In conclusion, we note that the results of these several North American studies demonstrate that the impact of population growth on the urban heat island effect is very real and can be very large, vastly overshadowing the effects of natural temperature change. In addition, over three decades ago Oke (1973) demonstrated (as was also found by the last three studies reviewed above) that towns with as few as a thousand inhabitants typically create a warming of the air within them that is more than twice as great as the increase in mean global air temperature believed to have occurred since the end of the Little Ice Age, while the urban heat islands of the great metropolises of the world create warmings that rival those that occur between full-fledged ice ages and interglacials!
Given these undeniable facts, it is presumptuous in the extreme to believe that the global surface air temperature record of the last two decades of the 20th century -- when world population rose over 35% -- has been adequately adjusted for tiny-town and large-city heat island effects.

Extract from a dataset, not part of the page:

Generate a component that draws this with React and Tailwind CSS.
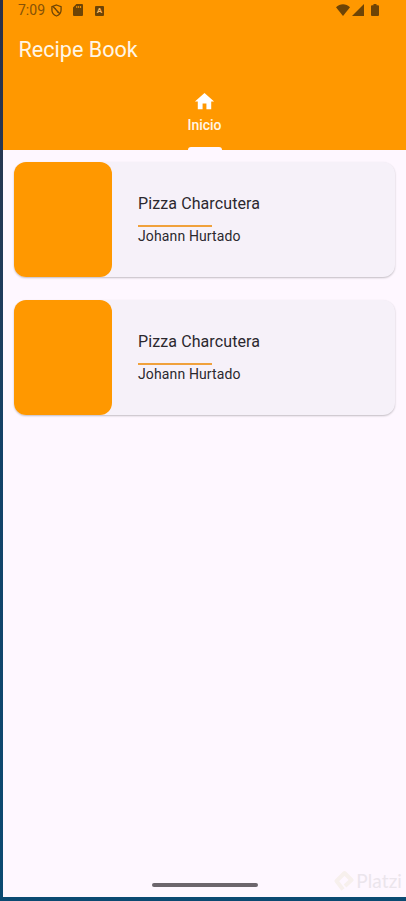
import React from "react";

const recipes = [
  { id: 1, name: "Pizza Charcutera", author: "Johann Hurtado" },
  { id: 2, name: "Pizza Charcutera", author: "Johann Hurtado" },
];

const StatusBar = () => {
  return (
    <div className="flex items-center h-5 pl-[15px] pr-[27px] text-[#6d4406]">
      <span className="w-[33px] text-[14px] leading-5 whitespace-nowrap text-[#865207]">7:09</span>
      <svg className="w-[11px] h-[13px]" viewBox="0 0 12 14" fill="none" stroke="currentColor" strokeWidth="1.4">
        <path d="M6 1 L11 2.8 V6.5 C11 9.6 8.8 12 6 13 C3.2 12 1 9.6 1 6.5 V2.8 Z" />
        <path d="M2.2 2.6 L9.6 10.6 M4.6 4.4 C4.6 6.4 7.4 7 7.4 9.4" />
      </svg>
      <svg className="w-[10px] h-[12px] ml-[11px]" viewBox="0 0 10 12" fill="currentColor">
        <path
          fillRule="evenodd"
          d="M3.4 0 H9 A1 1 0 0 1 10 1 V11 A1 1 0 0 1 9 12 H1 A1 1 0 0 1 0 11 V3.4 Z M3.3 2 V4 H4.3 V2 Z M5.2 2 V4 H6.2 V2 Z M7.1 2 V4 H8.1 V2 Z"
        />
      </svg>
      <span className="flex items-center justify-center w-[9px] h-[10px] mt-px ml-[12px] rounded-[1px] bg-[#6d4406] text-[#ffb85a] text-[8px] leading-none font-bold">
        A
      </span>
      <svg className="w-[14px] h-[12px] ml-auto" viewBox="0 0 14 12" fill="currentColor">
        <path d="M7 12 L0 3.2 C4 -0.8 10 -0.8 14 3.2 Z" />
      </svg>
      <svg className="w-[12px] h-[12px] ml-[2px]" viewBox="0 0 12 12" fill="currentColor">
        <path d="M12 0 V12 H0 Z" />
      </svg>
      <svg className="w-[8px] h-[12px] ml-[7px]" viewBox="0 0 8 12" fill="currentColor">
        <path d="M2.5 0 H5.5 V1.2 H7 A1 1 0 0 1 8 2.2 V11 A1 1 0 0 1 7 12 H1 A1 1 0 0 1 0 11 V2.2 A1 1 0 0 1 1 1.2 H2.5 Z" />
      </svg>
    </div>
  );
};

const RecipeCard = ({ name, author }) => {
  return (
    <div className="flex h-[115px] rounded-[12px] bg-[#f6f1f9] shadow-[0_1px_2px_rgba(0,0,0,0.24)]">
      <div className="w-[98px] h-full rounded-[12px] bg-[#ff9800]"></div>
      <div className="flex flex-col items-start pl-[26px] pt-[31px] text-[#2b282e]">
        <p className="text-[16px] leading-[22px] tracking-[0.1px]">{name}</p>
        <div className="w-[74px] h-[2px] mt-[10px] bg-[#f0a13c]"></div>
        <p className="text-[14px] leading-[18px] tracking-[0.13px]">{author}</p>
      </div>
    </div>
  );
};

const App = () => {
  return (
    <div className="h-[901px] w-full overflow-hidden pl-[3px] pb-[4px] bg-linear-to-b from-[#2b3047] via-[#134268] to-[#0b4a72] font-[Roboto,sans-serif]">
      <div className="flex flex-col h-full bg-[#fef7ff]">
        <header className="flex flex-col h-[150px] shrink-0 bg-[#ff9800]">
          <StatusBar />
          <h1 className="pl-[15.5px] mt-[16px] text-[21.6px] leading-7 text-[#fff6e6]">Recipe Book</h1>
          <div className="flex flex-col items-center self-center w-[34px] mt-[26px] text-white">
            <svg className="w-[23px] h-[23px]" viewBox="0 0 24 24" fill="currentColor">
              <path d="M10 20v-6h4v6h5v-8h3L12 3 2 12h3v8z" />
            </svg>
            <span className="mt-[2px] text-[14px] leading-[20px] font-medium text-[#fff6e6]">Inicio</span>
            <div className="w-[34px] h-[3px] mt-[12px] rounded-t-[3px] bg-[#fef7ff]"></div>
          </div>
        </header>

        <main className="flex flex-col grow gap-[23px] pt-[12px] pl-[11px] pr-[11px]">
          {recipes.map((recipe) => (
            <RecipeCard key={recipe.id} name={recipe.name} author={recipe.author} />
          ))}
        </main>

        <footer className="flex items-end h-[32px] pl-[149px]">
          <div className="w-[106px] h-[4px] mb-[10px] rounded-full bg-[#6c666c]"></div>
          <div className="flex items-center ml-auto mr-[4px] mb-[5px] text-[#ebe5ec]">
            <svg className="w-[20px] h-[22px] mr-[2px]" viewBox="0 0 20 22" fill="none" stroke="#f7f0ed" strokeWidth="4">
              <path d="M9 19.5 L2.5 11 L10.5 3 L17.5 10 L11 16" strokeLinejoin="round" />
            </svg>
            <span className="font-[Lato,sans-serif] text-[19px] leading-[22px] tracking-[0.1px]">Platzi</span>
          </div>
        </footer>
      </div>
    </div>
  );
};

export default App;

We can probably safely assume, however, that the true warming was significantly less than has been claimed by essentially all assessments of the phenomenon conducted to date.
References
Changnon, S.A. 1999. A rare long record of deep soil temperatures defines temporal temperature changes and an urban heat island. Climatic Change 42: 531-538.
DeGaetano, A.T. and Allen, R.J. 2002. Trends in twentieth-century temperature extremes across the United States. Journal of Climate 15: 3188-3205.
Dow, C.L. and DeWalle, D.R. 2000. Trends in evaporation and Bowen ratio on urbanizing watersheds in eastern United States. Water Resources Research 36: 1835-1843.
Intergovernmental Panel on Climate Change. 1995. Climate Change 1995, The Science of Climate Change. Cambridge University Press, Cambridge, U.K.
Maul, G.A. and Davis, A.M. 2001. Seawater temperature trends at USA tide gauge sites. Geophysical Research Letters 28: 3935-3937.
Oke, T.R. 1973. City size and the urban heat island. Atmospheric Environment 7: 769-779.
Streutker, D.R. 2003. Satellite-measured growth of the urban heat island of Houston, Texas. Remote Sensing of Environment 85: 282-289.